The use of ice formation to produce biomimetic microstructures in ceramic materials (S. Deville et al. Science 311, 515–518; 2006) is not only an ingenious exploitation of spontaneous self-organization, but a reminder of the potential value of ice to materials scientists.

Deville and colleagues show that the crystallization of ice platelets as water freezes, coupled with the expulsion of solute particles from the ice phase, can be exploited to create porous and lamellar structures toughened in the same way as natural hard materials such as nacre. The researchers froze concentrated suspensions of ceramic microparticles to produce layered ceramic/ice composites. The ice was subsequently removed by freeze drying, and the space filled with a second phase such as epoxy resin or metal. These composites are toughened by deflection of cracks due to delamination at the interfaces.
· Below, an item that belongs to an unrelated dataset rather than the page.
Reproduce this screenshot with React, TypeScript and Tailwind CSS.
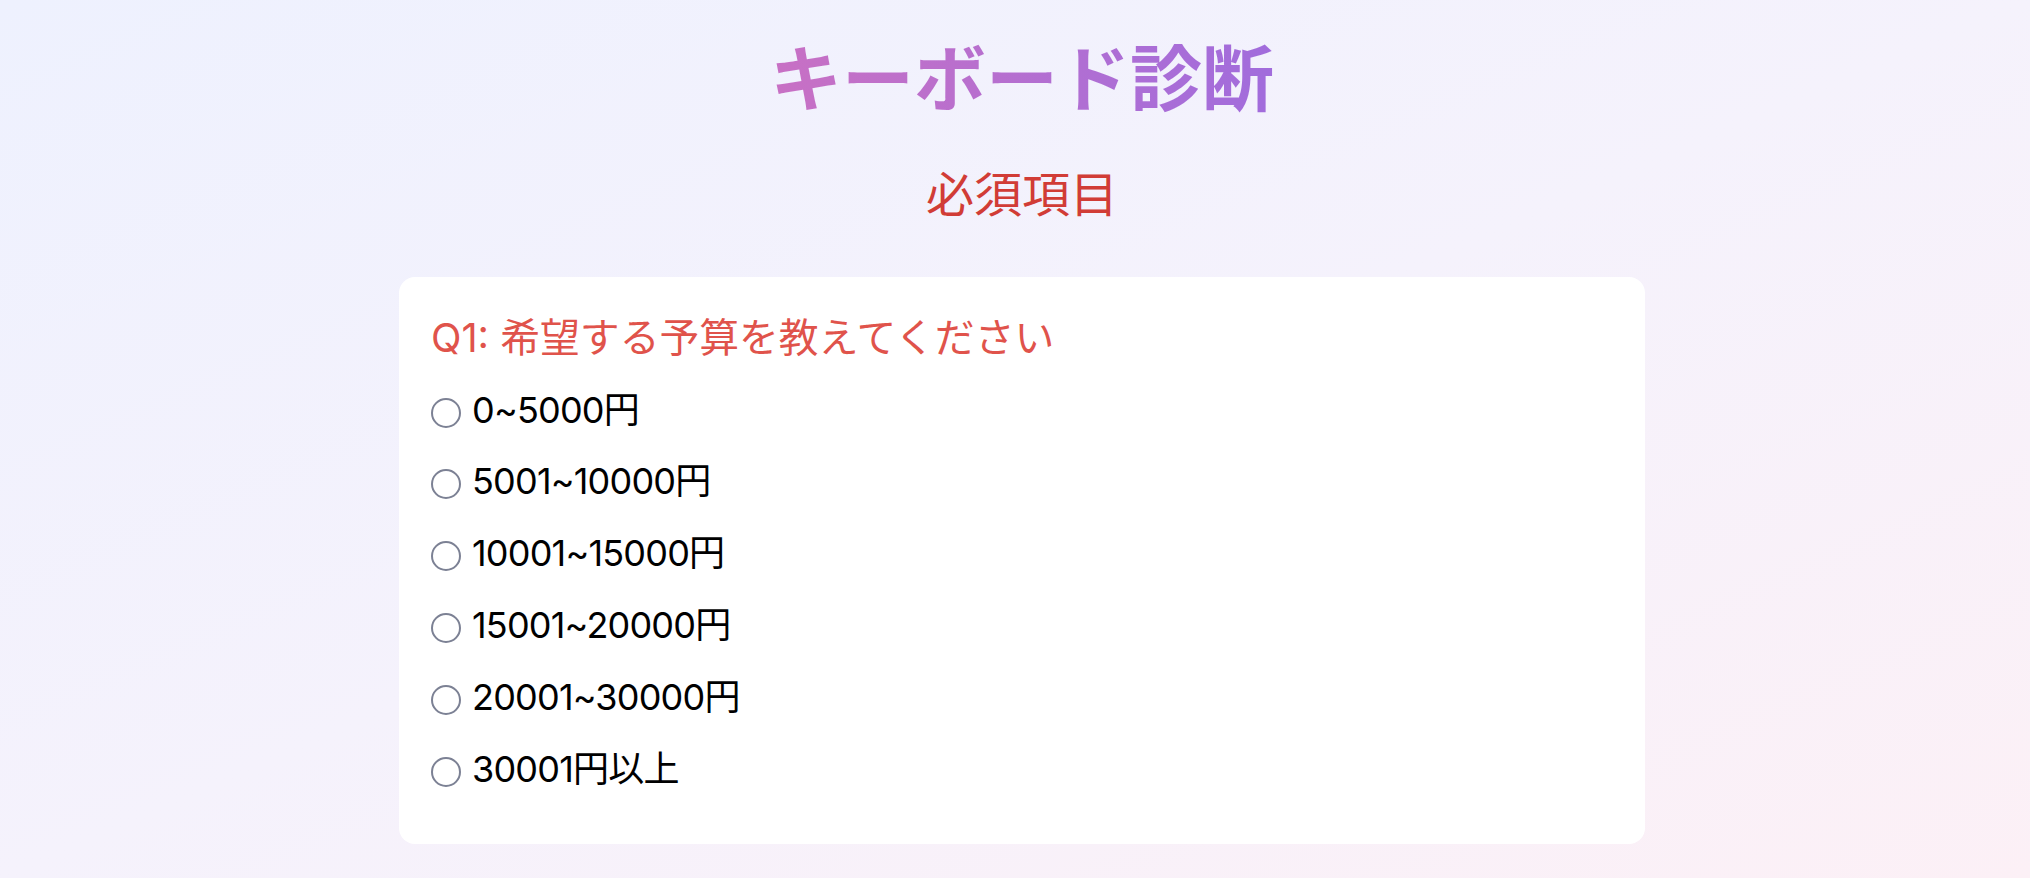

Applying this technique to a slurry of hydroxyapatite powder generated a material four times stronger than conventional porous hydroxyapatite, which could act as a bone substitute.

Here, ice is acting as a self-organizing, removable template. But it's tempting to speculate that the layered ice composite might itself have interesting mechanical properties. For as well as ice determining the morphology of the suspended material, the reverse can be true. The most striking example of this was discovered in 1942 in an extensive and almost unique investigation of ice as a structural material.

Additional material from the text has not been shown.